The resistance in the anode circuits of the LEDS only serves as an attempt
at limiting the current through the FWD LED to full brightness


It, in fact, serves to reverse bias the other LED, turning it OFF
(until the first LED depletes the capacitor which then reverses the
situation - the original RDL flip-flop running asynchronously). Which
one lights up is a matter of an indeterminate logic race, not some
proportionality of powers.

(and a constant current source would best replace this)--


If you think about this statement, you would recognize that
either/both LEDs would always be ON and equally bright. [the word
"constant" should be a dead give-away]

and to keep it from "burning out."


Then you put a current limiter (not constant current device) in EACH
LED lead (not sharing). To select a 1KOhm limiter presumes a 20V drop
across it for a 20mA LED excitation current (a typical current
specification).
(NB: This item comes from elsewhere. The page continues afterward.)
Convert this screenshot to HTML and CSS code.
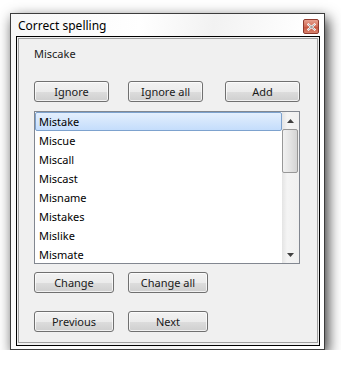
FILE: index.html
```html
<!DOCTYPE html>
<html lang="en">
<head>
  <meta charset="UTF-8">
  <title>Correct spelling</title>
  <link rel="stylesheet" href="styles.css">
</head>
<body>

  <div class="window">
    <div class="titlebar">
      <span class="title">Correct spelling</span>
      <span class="close-btn">
        <svg width="9" height="8" viewBox="0 0 9 8">
          <path d="M1.5 1.5 L7.5 6.5 M7.5 1.5 L1.5 6.5" stroke="#ffffff" stroke-width="2.2" stroke-linecap="square"/>
          <path d="M1.5 1.5 L7.5 6.5 M7.5 1.5 L1.5 6.5" stroke="#4a4a4a" stroke-width="0.6"/>
        </svg>
      </span>
    </div>

    <div class="client">
      <div class="panel">
        <div class="word">Miscake</div>

        <div class="row row-top">
          <button class="btn">Ignore</button>
          <button class="btn">Ignore all</button>
          <button class="btn btn-add">Add</button>
        </div>

        <div class="listbox">
          <div class="items">
            <div class="item selected">Mistake</div>
            <div class="item">Miscue</div>
            <div class="item">Miscall</div>
            <div class="item">Miscast</div>
            <div class="item">Misname</div>
            <div class="item">Mistakes</div>
            <div class="item">Mislike</div>
            <div class="item">Mismate</div>
          </div>
          <div class="scrollbar">
            <div class="arrow"><svg width="7" height="4" viewBox="0 0 7 4"><path d="M0 4 L3.5 0 L7 4 Z" fill="#404040"/></svg></div>
            <div class="thumb"></div>
            <div class="track"></div>
            <div class="arrow"><svg width="7" height="4" viewBox="0 0 7 4"><path d="M0 0 L3.5 4 L7 0 Z" fill="#404040"/></svg></div>
          </div>
        </div>

        <div class="row row-change">
          <button class="btn wide">Change</button>
          <button class="btn wide">Change all</button>
        </div>

        <div class="row row-nav">
          <button class="btn wide">Previous</button>
          <button class="btn wide">Next</button>
        </div>
      </div>
    </div>
  </div>

</body>
</html>
```

FILE: styles.css
```css
body {
  margin: 0;
  background: #fff;
  font-family: "Noto Sans", "Open Sans", sans-serif;
  font-size: 11px;
  color: #1a1a1a;
}

.window {
  margin: 13px 0 0 10px;
  width: 315px;
  height: 337px;
  box-sizing: border-box;
  border: 1px solid #3c3c3c;
  background: linear-gradient(100deg, #f7f7f7 0%, #ffffff 35%, #f2f2f2 55%, #ffffff 80%);
  box-shadow: 3px 5px 13px rgba(0,0,0,0.8);
}

.titlebar {
  height: 22px;
  display: flex;
  justify-content: space-between;
  align-items: flex-start;
  padding: 0 5px 0 7px;
}

.title {
  line-height: 22px;
  font-size: 12px;
  color: #000;
  padding-top: 1px;
}

.close-btn {
  margin-top: 5px;
  width: 16px;
  height: 15px;
  box-sizing: border-box;
  border: 1px solid #8f3a2e;
  border-radius: 2px;
  background: linear-gradient(#e8a08f, #d06a55 50%, #c4503a 51%, #d9826c);
  display: flex;
  align-items: center;
  justify-content: center;
}

.client {
  margin: 0 4px 0 5px;
  height: 310px;
  box-sizing: border-box;
  border: 1px solid #000;
  background: #f0f0f0;
  padding: 1px 1px 2px 1px;
}

.panel {
  height: 100%;
  box-sizing: border-box;
  border: 1px solid #a0a0a0;
  padding: 7px 16px 0 15px;
}

.word {
  line-height: 15px;
  height: 15px;
}

.row {
  display: flex;
}

.row-top {
  margin-top: 20px;
  gap: 19px;
}

.btn-add {
  margin-left: 3px;
}

.row-change {
  margin-top: 8px;
  gap: 14px;
}

.row-nav {
  margin-top: 18px;
  gap: 14px;
}

.btn {
  width: 75px;
  height: 21px;
  padding: 0;
  font-family: inherit;
  font-size: 11px;
  color: #1a1a1a;
  border: 1px solid #707070;
  border-radius: 3px;
  background: linear-gradient(#f2f2f2 0%, #ebebeb 50%, #dddddd 51%, #cfcfcf 100%);
  box-shadow: inset 0 0 0 1px rgba(255,255,255,0.7);
}

.btn.wide {
  width: 80px;
}

.listbox {
  margin-top: 9px;
  width: 266px;
  height: 153px;
  box-sizing: border-box;
  border: 1px solid #828790;
  background: #fff;
  display: flex;
  overflow: hidden;
}

.items {
  flex: 1;
}

.item {
  height: 19px;
  line-height: 19px;
  padding-left: 4px;
  color: #000;
}

.item.selected {
  padding-left: 3px;
  border: 1px solid #7da2ce;
  border-radius: 2px;
  line-height: 17px;
  height: 17px;
  background: linear-gradient(#e4effd, #c4ddfc);
}

.scrollbar {
  width: 17px;
  display: flex;
  flex-direction: column;
  background: linear-gradient(90deg, #e4e4e4, #f4f4f4 30%, #f0f0f0);
}

.arrow {
  height: 17px;
  display: flex;
  align-items: center;
  justify-content: center;
}

.thumb {
  height: 44px;
  margin-right: 1px;
  box-sizing: border-box;
  border: 1px solid #979797;
  border-radius: 2px;
  background: linear-gradient(90deg, #f1f1f1, #e4e4e4 50%, #d4d4d4);
}

.track {
  flex: 1;
}
```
You may achieve the 20mA limit, but it will come at
the cost of more than 40V across 100 Ohms backing through the current
transformer (it is NOT a directional coupler) which can only be
supplied by a transmitter excitation of several KW to a matched load.
If you did nothing other than simply connect an LED across the current
transformer's terminals and adjust the transmitter for 20mA through
the LED, you would need 8W into a matched load.

To put it simply, you are fixated on a problem so remote from your
goal, that solving it basically accomplishes nothing towards measuring
(or even indicating) SWR. As several suggestions have been offered to
research a real topology, you might want to pursue that first.